Closed solutions for basic diode questions are never basic. However, for most purposes it's usually enough to make a few simplifying assumptions and be "close enough for all intents and purposes." (To read about some of these, see 'simplified diode models' already mentioned a moment ago.) So you probably will never really need to do the above work. It's just nice to know what's involved, should you wonder about it. (Mostly, so you'll realize just why you use those simplifying assumptions, instead.)

Also take note that the closed solution is a large-scale solution and solves the question over a very, very large range of circumstances.

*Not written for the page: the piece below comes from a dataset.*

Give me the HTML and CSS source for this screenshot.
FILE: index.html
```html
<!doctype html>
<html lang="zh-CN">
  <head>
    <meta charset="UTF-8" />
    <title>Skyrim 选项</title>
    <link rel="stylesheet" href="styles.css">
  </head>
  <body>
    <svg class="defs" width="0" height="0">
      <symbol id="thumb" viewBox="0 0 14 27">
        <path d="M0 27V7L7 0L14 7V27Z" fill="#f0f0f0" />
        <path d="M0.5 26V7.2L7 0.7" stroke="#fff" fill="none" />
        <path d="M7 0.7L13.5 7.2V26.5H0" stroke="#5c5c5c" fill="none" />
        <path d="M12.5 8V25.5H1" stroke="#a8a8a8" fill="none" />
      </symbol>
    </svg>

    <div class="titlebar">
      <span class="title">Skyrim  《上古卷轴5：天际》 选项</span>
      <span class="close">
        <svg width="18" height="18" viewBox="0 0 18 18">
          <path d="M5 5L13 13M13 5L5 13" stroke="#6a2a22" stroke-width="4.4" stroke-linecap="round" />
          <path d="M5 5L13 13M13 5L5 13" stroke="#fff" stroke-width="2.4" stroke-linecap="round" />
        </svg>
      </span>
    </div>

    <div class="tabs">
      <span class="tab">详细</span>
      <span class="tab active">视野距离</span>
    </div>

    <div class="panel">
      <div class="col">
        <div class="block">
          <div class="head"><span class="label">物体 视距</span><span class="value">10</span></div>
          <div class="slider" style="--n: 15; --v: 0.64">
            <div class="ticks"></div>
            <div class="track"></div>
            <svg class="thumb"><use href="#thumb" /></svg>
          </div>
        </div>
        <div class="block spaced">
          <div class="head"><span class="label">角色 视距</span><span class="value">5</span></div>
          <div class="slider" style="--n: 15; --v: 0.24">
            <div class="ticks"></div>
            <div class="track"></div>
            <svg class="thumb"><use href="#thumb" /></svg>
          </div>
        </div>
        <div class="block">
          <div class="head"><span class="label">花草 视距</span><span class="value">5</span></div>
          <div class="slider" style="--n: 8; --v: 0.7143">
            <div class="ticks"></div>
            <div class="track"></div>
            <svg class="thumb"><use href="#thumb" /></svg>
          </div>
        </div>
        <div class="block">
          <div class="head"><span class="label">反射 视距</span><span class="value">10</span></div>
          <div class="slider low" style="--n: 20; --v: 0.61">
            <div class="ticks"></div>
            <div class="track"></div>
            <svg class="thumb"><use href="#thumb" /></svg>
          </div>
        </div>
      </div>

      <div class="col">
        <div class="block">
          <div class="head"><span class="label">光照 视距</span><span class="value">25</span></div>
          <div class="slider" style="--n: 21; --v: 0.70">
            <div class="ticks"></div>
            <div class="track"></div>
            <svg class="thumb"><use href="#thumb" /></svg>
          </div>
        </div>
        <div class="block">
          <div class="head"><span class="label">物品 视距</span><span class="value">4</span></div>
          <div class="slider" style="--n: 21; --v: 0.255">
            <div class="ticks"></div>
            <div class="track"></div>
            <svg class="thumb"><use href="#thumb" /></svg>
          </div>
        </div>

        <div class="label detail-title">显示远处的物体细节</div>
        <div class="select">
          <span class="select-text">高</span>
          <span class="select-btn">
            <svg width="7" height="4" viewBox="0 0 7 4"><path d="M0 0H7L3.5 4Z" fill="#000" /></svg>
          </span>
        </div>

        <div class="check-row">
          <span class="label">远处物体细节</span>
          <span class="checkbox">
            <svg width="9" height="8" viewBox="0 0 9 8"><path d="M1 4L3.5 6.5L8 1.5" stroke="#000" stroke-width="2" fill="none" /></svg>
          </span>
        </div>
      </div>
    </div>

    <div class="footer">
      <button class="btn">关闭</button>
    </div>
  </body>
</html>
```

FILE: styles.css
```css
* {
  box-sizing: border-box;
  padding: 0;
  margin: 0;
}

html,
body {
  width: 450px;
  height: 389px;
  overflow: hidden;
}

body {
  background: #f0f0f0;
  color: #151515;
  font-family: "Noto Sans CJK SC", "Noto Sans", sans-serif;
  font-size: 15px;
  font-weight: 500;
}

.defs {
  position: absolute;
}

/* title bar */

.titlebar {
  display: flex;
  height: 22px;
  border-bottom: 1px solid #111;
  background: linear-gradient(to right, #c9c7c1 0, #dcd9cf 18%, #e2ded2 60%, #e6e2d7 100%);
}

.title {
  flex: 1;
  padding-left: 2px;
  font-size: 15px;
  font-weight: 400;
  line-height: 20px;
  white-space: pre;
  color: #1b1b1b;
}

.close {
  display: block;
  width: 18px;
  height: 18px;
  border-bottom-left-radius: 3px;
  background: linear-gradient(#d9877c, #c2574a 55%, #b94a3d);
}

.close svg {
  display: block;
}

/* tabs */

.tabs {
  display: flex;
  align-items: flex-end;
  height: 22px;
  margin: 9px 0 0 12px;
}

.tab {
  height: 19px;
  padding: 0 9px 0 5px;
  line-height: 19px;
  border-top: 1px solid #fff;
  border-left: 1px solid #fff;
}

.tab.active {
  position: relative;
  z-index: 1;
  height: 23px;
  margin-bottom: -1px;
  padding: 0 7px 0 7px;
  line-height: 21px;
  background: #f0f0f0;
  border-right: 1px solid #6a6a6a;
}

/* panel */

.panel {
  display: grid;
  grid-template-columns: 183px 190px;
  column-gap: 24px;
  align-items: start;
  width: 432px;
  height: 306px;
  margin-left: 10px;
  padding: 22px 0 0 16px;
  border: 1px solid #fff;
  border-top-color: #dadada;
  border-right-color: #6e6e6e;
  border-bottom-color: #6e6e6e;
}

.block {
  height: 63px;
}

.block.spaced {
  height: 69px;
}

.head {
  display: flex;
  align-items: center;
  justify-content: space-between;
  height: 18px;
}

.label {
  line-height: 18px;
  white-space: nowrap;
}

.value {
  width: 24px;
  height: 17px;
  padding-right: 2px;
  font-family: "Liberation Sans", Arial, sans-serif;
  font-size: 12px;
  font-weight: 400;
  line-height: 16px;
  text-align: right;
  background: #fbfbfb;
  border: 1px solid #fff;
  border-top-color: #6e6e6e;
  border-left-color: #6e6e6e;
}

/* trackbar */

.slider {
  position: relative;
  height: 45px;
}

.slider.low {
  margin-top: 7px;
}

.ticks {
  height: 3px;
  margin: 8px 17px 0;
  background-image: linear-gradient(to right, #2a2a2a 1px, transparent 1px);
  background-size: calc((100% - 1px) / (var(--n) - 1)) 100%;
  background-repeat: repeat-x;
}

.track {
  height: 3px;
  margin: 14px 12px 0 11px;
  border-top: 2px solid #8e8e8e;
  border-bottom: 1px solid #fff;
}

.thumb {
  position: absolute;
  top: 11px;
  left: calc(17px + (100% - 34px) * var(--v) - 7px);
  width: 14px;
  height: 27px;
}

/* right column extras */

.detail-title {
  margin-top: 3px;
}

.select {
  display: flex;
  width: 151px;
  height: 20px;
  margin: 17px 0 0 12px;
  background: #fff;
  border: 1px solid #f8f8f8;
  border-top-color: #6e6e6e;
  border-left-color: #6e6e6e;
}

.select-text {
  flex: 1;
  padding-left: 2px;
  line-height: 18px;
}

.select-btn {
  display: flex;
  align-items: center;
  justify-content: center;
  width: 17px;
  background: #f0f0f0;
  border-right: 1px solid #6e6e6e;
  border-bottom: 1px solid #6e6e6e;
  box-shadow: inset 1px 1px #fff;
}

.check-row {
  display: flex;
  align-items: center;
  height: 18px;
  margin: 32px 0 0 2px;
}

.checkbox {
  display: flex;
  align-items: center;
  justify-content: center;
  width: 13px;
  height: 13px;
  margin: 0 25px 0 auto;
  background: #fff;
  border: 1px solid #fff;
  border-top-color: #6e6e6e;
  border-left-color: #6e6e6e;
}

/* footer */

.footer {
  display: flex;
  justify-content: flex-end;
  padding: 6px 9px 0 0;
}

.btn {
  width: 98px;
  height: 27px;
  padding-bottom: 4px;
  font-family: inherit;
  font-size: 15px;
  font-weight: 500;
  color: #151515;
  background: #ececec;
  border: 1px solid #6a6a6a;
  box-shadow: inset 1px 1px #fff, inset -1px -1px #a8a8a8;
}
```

You were wondering about what happens when the applied voltage is equal to the diode voltage. But, in reality, the diode voltage adjusts itself to the circumstances. It's not fixed. So if you try to apply the so-called "diode voltage" to the circuit, the diode will instead adjust its voltage still lower so that the resistor's voltage drop will be "just enough" to provide the current that is "just enough" to yield the needed diode voltage to make up the difference. That's the real answer here. The above mathematical solution is just a complicated way of saying the same thing, but quantitatively instead of in a "hand-waving" way.

All of the above applies exactly the same as for any forward-biased diode of any kind. Even those with substantial (in the application) Ohmic lead resistance (which is then just added to the series resistance for analysis.)